I think that was @hajario ‘s point: If you do reuse serial numbers, you have to also specify the date to avoid ambiguity. Which means the date is effectively part of the serial number because it always goes together with the other digits. Which means you really aren’t reusing the entirety of the number.

And more importantly, every system that uses the number now needs to be modified to use date+number. And for the ones that don’t already have that date on file, they need to go get it somehow. For people long dead.

Good luck getting a clean mistake-free database out of that.

What’s the other 80%?

The USA still hasn’t fully converted to 9-digit zip codes. So many places use the shorter less specific first 5 digits.

Bill Gates’ quote related to DOS -based programs (and was inaccurate even then, as some keeners started building massive spreadsheets and such using huge amounts of memory). But consider the amount of RAM needed to simply display a standard VGA screen of text (25x80 characters, characters for screen display generated on the fly) vs. Windows, where the entire graphics had to be stored (640x480x4 bits of colour), it was too complex to redraw on the fly every 1/30 sec. Plus, all the windows content had to be kept in code too - window this size, this location, this format of border contains this viewport onto the window’s content starting at this location, scroll slider is at this location on the side, the bottom, etc…
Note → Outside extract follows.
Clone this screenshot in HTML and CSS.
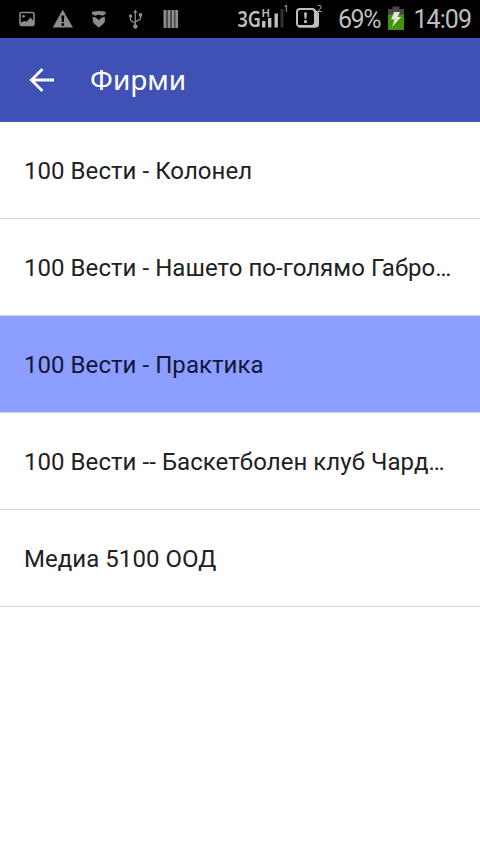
FILE: index.html
```html
<!DOCTYPE html>
<html lang="bg">
<head>
<meta charset="utf-8">
<title>Фирми</title>
<link rel="stylesheet" href="styles.css">
</head>
<body>
<div class="status">
  <svg class="notifications" width="200" height="38" viewBox="0 0 200 38" fill="#8c8c8c">
    <rect x="20" y="12.500" width="14" height="13" rx="1.500" fill="none" stroke="#8c8c8c" stroke-width="1.600"/>
    <circle cx="23.500" cy="16.300" r="1.400"/>
    <path d="M20.500 22.500l4-1.500 2 .7 4-4.200 3.500 3.700V25.500H20.500z"/>
    <path fill-rule="evenodd" d="M62.700 9.700L73 27.500H52.700zM61.300 15.500l.5 6.500h2l.5-6.500zM61.500 23.200v2.500h2.600v-2.500z"/>
    <path d="M92 11.800q6.800-1.800 13.600 0V14l-3.300 1.800q-2-1-3.500-1T95.300 15.800L92 14z"/>
    <path d="M92.700 16.700l3.300.8 2.800 2.700 2.800-2.700 3.300-.8V21.500q-1 2.500-6.100 6-5.100-3.500-6.100-6z"/>
    <path d="M135.300 12v14M130.500 16.500v3q0 1.200 1.100 1.700l3.700 2M140.500 15.500v2.800q0 1-1.200 1.600l-4 1.800" fill="none" stroke="#8c8c8c" stroke-width="1.300"/>
    <path d="M135.300 9.300l2 3.500h-4zM138.800 13.300h3.300v3.300h-3.300z"/>
    <circle cx="130.500" cy="16" r="1.700"/><circle cx="135.300" cy="26.500" r="2.300"/>
    <path d="M163.500 10h3v18h-3zM167.600 10h3v18h-3zM171.600 10h2.600v18h-2.600zM175.200 10h2.900v18h-2.900z"/>
    <path fill="#555" d="M166.500 10h1.100v18h-1.100zM170.600 10h1v18h-1zM174.200 10h1v18h-1z"/>
  </svg>
  <svg class="system" width="250" height="38" viewBox="230 0 250 38" fill="#bebebe">
    <g class="signal">
      <text x="237.500" y="27" font-size="21.500" textLength="23.500" lengthAdjust="spacingAndGlyphs">3G</text>
      <text x="261.500" y="16.500" font-size="11" textLength="8.500" lengthAdjust="spacingAndGlyphs">H</text>
      <path d="M262 21h3.400v6.500H262zM268 18h3.400v9.500H268zM274.500 13.500h3.400v14h-3.400z"/>
      <path fill="#303030" d="M280.500 9h3v18.500h-3z"/>
      <text class="index" x="283.500" y="12">1</text>
      <path d="M300 9h13l5 5v9.500a3 3 0 0 1-3 3h-15a3 3 0 0 1-3-3V12a3 3 0 0 1 3-3z" fill="none" stroke="#bebebe" stroke-width="2"/>
      <path d="M312.500 8.500h1.500l5 4.500V24q0 3.500-3.500 3.500H299L297.500 25H311q3 0 3-3V13q0-3-1.500-4.500z"/>
      <path d="M304 12.500h3l-.6 6.300h-1.800zM304.100 20.200h2.800v2.800h-2.800z"/>
      <text class="index" x="317" y="12">2</text>
    </g>
    <text class="figures" x="338" y="28" textLength="43.500">69%</text>
    <path fill="#484848" d="M392.500 6.500h7V9h4.500v6H388V9h4.500z"/>
    <path fill="#429508" d="M388 14.500h16V30h-16z"/>
    <path fill="#e1e5de" d="M394 12h6l-2.500 5h3.700l-9 10 2.300-7.500h-3.300z"/>
    <text class="figures" x="413.500" y="28" textLength="58.500">14:09</text>
  </svg>
</div>
<header class="toolbar">
  <svg class="back" width="26" height="26" viewBox="0 0 26 26"><path d="M25 13H3M13.500 1.900L2.400 13l11.100 11.100" fill="none" stroke="#fff" stroke-width="2.800"/></svg>
  <h1>Фирми</h1>
</header>
<ul class="list">
  <li>100 Вести - Колонел</li>
  <li>100 Вести - Нашето по-голямо Габро…</li>
  <li class="selected">100 Вести - Практика</li>
  <li>100 Вести -- Баскетболен клуб Чард…</li>
  <li>Медиа 5100 ООД</li>
</ul>
</body>
</html>
```
FILE: styles.css
```css
body {
  margin: 0;
  min-height: 854px;
  background: #fff;
  color: #212121;
  font-family: Roboto, sans-serif;
}
svg { display: block; flex: none; }
.status {
  display: flex;
  justify-content: space-between;
  height: 38px;
  background: #000;
}
.signal { font-family: "Noto Sans", sans-serif; font-weight: 600; }
.index { font-size: 9px; font-weight: 400; }
.figures { font-size: 25px; }
.toolbar {
  display: flex;
  align-items: center;
  gap: 35px;
  height: 84px;
  padding-left: 29px;
  box-sizing: border-box;
  background: #3f51b5;
  color: #fff;
}
.toolbar h1 {
  margin: 0;
  padding-bottom: 2px;
  font: 400 28px/38px "Noto Sans", sans-serif;
}
.list { margin: 0; padding: 0; list-style: none; }
.list li {
  height: 97px;
  padding: 1px 24px 0;
  box-sizing: border-box;
  border-bottom: 1px solid #d6d6d6;
  font-size: 24px;
  line-height: 97px;
  letter-spacing: 0.05px;
  white-space: nowrap;
}
.list .selected { background: #8c9eff; color: #12163a; }
```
I don’t know if it’s actually that many places don’t have the extra four digits so much as lots of mail doesn’t use the extra four digits. My address has the extra digits - but most of my mail doesn’t include those digits. It’s really only bulk mailers that use them - they probably get a discount on postage because it makes sorting easier but when I get a letter from my insurance company or the dentist or anyone else I gave my address to, it will only be the five digits.

I think th other 80% is convincing the top brass that it is worth the high cost of replacing a functional system with a new one. Fortunately, Y2K hype eventually forced them. Banks and other institutions they were beholden to pretty much demanded proof of Y2K compliance.

The problem with any system is - it’s a lot easier to computerize a manual process, than to replace any working existing system with a new one.

As I mentioned, part of the problem was that incremental extra functions were added over time to an antiquated back end. When I started at my first programming job, they were in the process of replacing serial tape processing with database access. They did not write new programs. Where a program read a tape sequentially (sorted by employee number) they simply changed the code to query to a database in the same order; reading certain data in, then instead of wrting the update to a new tape, update fields on that same database. Read employee data, read timecards for that employee, write employee data with updated info on hours worked per day, and pay, etc. Where the in and outputs were sequential tape records, they were now in a database. Over time, more and more online access could update items in that database. But… the database still had 2-digit dates. Presumably when the system was first written in the early 70’s there was no concern about 1800’s birth years for employees. (It would be scarier if buried in the code it assumed any year older than 90 was 1890’s)

That was around 1980. There was never a need to re-write the entire employee payroll system (or the accounting, or ordering systems, inventory and sales, etc.) until Y2K came along. They actually started planning in the early 90’s.

As an example, when they had to switch payroll for some departements to the head office system, they discovered the database had been coded for employee names as alpha, meaning no apostrophes in names. Simply going through and changing that would have been a monumental task.

In the end, they replaced the old COBOL systems with purchased Enterprise Management and payroll systems, rather than write new ones in house. Funny thing, a lot of the consultants dealing with customization asked “why do you do things that way? Industry standard is this way.”

There are still a lot of computer systems that diverge from industry standards for security, often in horrible ways. Think of all of the times you hear about hackers getting a list of passwords to some site: That should be impossible, with proper security. And good, industry-standard security systems can be had cheaply (sometimes even free) and off-the-shelf.